▶ _Direction_: Check every line of the entries below for the word "this", and copy the ones that have it.

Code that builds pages
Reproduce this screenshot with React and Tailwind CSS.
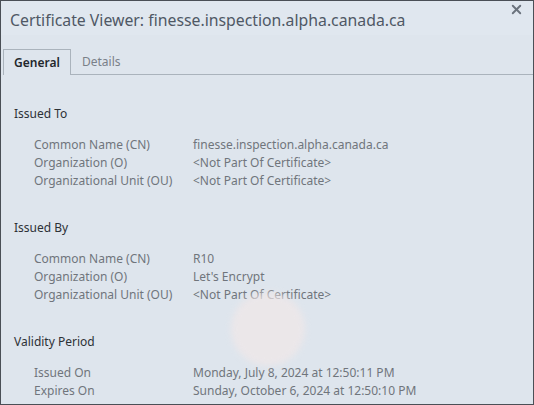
import { X } from 'lucide-react';

const sections = [
  {
    title: 'Issued To',
    rows: [
      ['Common Name (CN)', 'finesse.inspection.alpha.canada.ca'],
      ['Organization (O)', '<Not Part Of Certificate>'],
      ['Organizational Unit (OU)', '<Not Part Of Certificate>'],
    ],
  },
  {
    title: 'Issued By',
    rows: [
      ['Common Name (CN)', 'R10'],
      ['Organization (O)', "Let's Encrypt"],
      ['Organizational Unit (OU)', '<Not Part Of Certificate>'],
    ],
  },
  {
    title: 'Validity Period',
    rows: [
      ['Issued On', 'Monday, July 8, 2024 at 12:50:11 PM'],
      ['Expires On', 'Sunday, October 6, 2024 at 12:50:10 PM'],
    ],
  },
];

const App = () => {
  return (
    <div
      className="relative w-[534px] h-[405px] overflow-hidden border border-[#4a4f56] bg-[#dee5ed]"
      style={{ fontFamily: '"Noto Sans", "Open Sans", sans-serif' }}
    >
      {/* title bar */}
      <div className="h-[34px] bg-[#e0e7ef] pl-[9px] flex items-center">
        <h1 className="text-[15.8px] text-[#4f5865] leading-none pt-[6px]">
          Certificate Viewer: finesse.inspection.alpha.canada.ca
        </h1>
      </div>
      <button className="absolute right-[9px] top-[1px] text-[#6b737d]">
        <X size={15} strokeWidth={3} />
      </button>

      {/* tabs */}
      <div className="mt-[14px] flex items-end pl-[2px]">
        <div className="h-[26px] w-[68px] border border-b-0 border-[#aab3bc] flex items-center justify-center text-[12px] font-semibold text-[#23272c]">
          General
        </div>
        <div className="flex-1 h-[26px] border-b border-[#aab3bc] flex items-center pl-[11px] text-[12px] text-[#7a8089]">
          Details
        </div>
      </div>

      {/* body */}
      <div className="pl-[13px] pt-[1px]">
        {sections.map(section => (
          <div key={section.title} className="pt-[29px]">
            <h2 className="text-[12px] leading-[18px] text-[#2d3136]">{section.title}</h2>
            <div className="mt-[13px] pl-[20px]">
              {section.rows.map(([label, value]) => (
                <div key={label} className="flex text-[12px] leading-[18px] text-[#70757c]">
                  <div className="w-[159px]">{label}</div>
                  <div>{value}</div>
                </div>
              ))}
            </div>
          </div>
        ))}
      </div>

      {/* glare spot */}
      <div className="absolute left-[230px] top-[291px] w-[74px] h-[74px] rounded-full bg-[#f1e8e8] opacity-70 blur-[3px] pointer-events-none" />
    </div>
  );
};

export default App;
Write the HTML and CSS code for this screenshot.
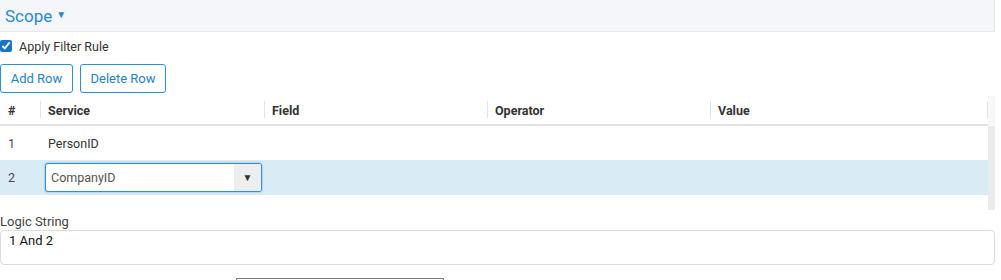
FILE: index.html
```html
<!DOCTYPE html>
<html>
<head>
    <title>Scope</title>
    <meta charset="utf-8">
    <link rel="stylesheet" href="styles.css">
</head>
<body>
    <div class="panel-head">
        <span class="panel-title">Scope</span><span class="caret">&#9660;</span>
    </div>

    <label class="apply">
        <input type="checkbox" checked>
        <span>Apply Filter Rule</span>
    </label>

    <div class="toolbar">
        <button type="button" class="btn btn-add">Add Row</button>
        <button type="button" class="btn btn-del">Delete Row</button>
    </div>

    <div class="grid-wrap">
        <div class="grid">
            <div class="grid-row grid-header">
                <div class="cell c-num">#</div>
                <div class="cell c-svc">Service</div>
                <div class="cell c-col">Field</div>
                <div class="cell c-col">Operator</div>
                <div class="cell c-val">Value</div>
            </div>
            <div class="grid-row">
                <div class="cell c-num num">1</div>
                <div class="cell c-svc">PersonID</div>
                <div class="cell c-col"></div>
                <div class="cell c-col"></div>
                <div class="cell c-val"></div>
            </div>
            <div class="grid-row selected">
                <div class="cell c-num num">2</div>
                <div class="cell c-svc edit">
                    <div class="combo">
                        <span class="combo-text">CompanyID</span>
                        <span class="combo-arrow">&#9660;</span>
                    </div>
                </div>
                <div class="cell c-col"></div>
                <div class="cell c-col"></div>
                <div class="cell c-val"></div>
            </div>
        </div>
        <div class="scroll">
            <div class="scroll-head"></div>
            <div class="scroll-track"></div>
        </div>
    </div>

    <div class="logic-label">Logic String</div>
    <div class="logic-box">1 And 2</div>

    <div class="bottom">
        <div class="bottom-tab"></div>
    </div>
</body>
</html>
```

FILE: styles.css
```css
html, body {
    margin: 0;
    height: 280px;
    overflow: hidden;
}

body {
    font-family: Roboto, "Liberation Sans", Arial, sans-serif;
    color: #333;
    background: #fff;
    width: 1001px;
}

.panel-head {
    width: 989px;
    height: 31px;
    padding-left: 5px;
    background-color: #f5f6fa;
    border-bottom: 1px solid #e4e7ec;
    border-right: 1px solid #e4e7ec;
    display: flex;
    align-items: center;
}

.panel-title {
    font-size: 17px;
    color: #2a88d2;
}

.caret {
    font-size: 10px;
    color: #2a88d2;
    margin-left: 4px;
    position: relative;
    top: -1px;
}

.apply {
    display: flex;
    align-items: center;
    height: 12px;
    margin-top: 8px;
    font-size: 12.5px;
    color: #333;
}

.apply input {
    margin: 0 7px 0 0;
    width: 12px;
    height: 12px;
    accent-color: #1576c9;
}

.toolbar {
    display: flex;
    gap: 7px;
    margin-top: 12px;
}

.btn {
    font-family: Roboto, "Liberation Sans", Arial, sans-serif;
    font-size: 13px;
    color: #1f82c8;
    background: #fff;
    border: 1px solid #2a8fd6;
    border-radius: 3px;
    height: 29px;
    padding: 0;
}

.btn-add { width: 73px; }
.btn-del { width: 86px; }

.grid-wrap {
    display: flex;
    width: 995px;
    margin-top: 3px;
}

.grid {
    width: 988px;
}

.grid-row {
    display: flex;
    height: 34px;
    align-items: center;
    font-size: 12.5px;
}

.grid-header {
    height: 28px;
    font-weight: bold;
    color: #333;
    border-bottom: 2px solid #e2e2e2;
}

.cell {
    height: 100%;
    display: flex;
    align-items: center;
    padding-left: 8px;
    box-sizing: border-box;
}

.c-num { width: 40px; }
.c-svc { width: 224px; }
.c-col { width: 223px; }
.c-val { width: 278px; }

.grid-header .cell {
    position: relative;
}

.grid-header .cell + .cell::before,
.grid-header .c-val::after {
    content: "";
    position: absolute;
    left: 0;
    top: 5px;
    height: 17px;
    border-left: 1px solid #e3e3e3;
}

.grid-header .c-val::after {
    left: auto;
    right: 0;
}

.num { color: #5b3d5b; }

.selected {
    background-color: #d9ebf4;
    height: 35px;
}

.cell.edit {
    padding-left: 5px;
}

.combo {
    width: 217px;
    height: 29px;
    box-sizing: border-box;
    border: 1px solid #2f8fd8;
    border-radius: 3px;
    background: #fff;
    box-shadow: 0 0 2px #5aa9e2;
    display: flex;
    align-items: center;
    overflow: hidden;
}

.combo-text {
    flex: 1;
    padding-left: 5px;
    color: #555;
    font-size: 12.5px;
}

.combo-arrow {
    width: 27px;
    height: 100%;
    background: #eeeeee;
    display: flex;
    align-items: center;
    justify-content: center;
    font-size: 10px;
    color: #333;
}

.scroll {
    width: 7px;
    display: flex;
    flex-direction: column;
}

.scroll-head {
    height: 30px;
    background: #f7f8fa;
}

.scroll-track {
    height: 84px;
    background: #ebebeb;
}

.logic-label {
    margin-top: 4px;
    height: 16px;
    line-height: 16px;
    font-size: 13px;
    color: #444;
}

.logic-box {
    width: 995px;
    height: 35px;
    box-sizing: border-box;
    border: 1px solid #dcdcdc;
    border-radius: 4px;
    padding: 2px 8px;
    font-size: 13px;
    color: #111;
}

.bottom {
    margin-top: 13px;
    height: 4px;
    border-bottom: 1px solid #dcdcdc;
    position: relative;
}

.bottom-tab {
    position: absolute;
    left: 236px;
    top: 0;
    width: 206px;
    height: 10px;
    border: 1px solid #777;
    background: #fff;
}
```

▶ _Result of the task_:
Reproduce this screenshot with React and Tailwind CSS.
Write the HTML and CSS code for this screenshot.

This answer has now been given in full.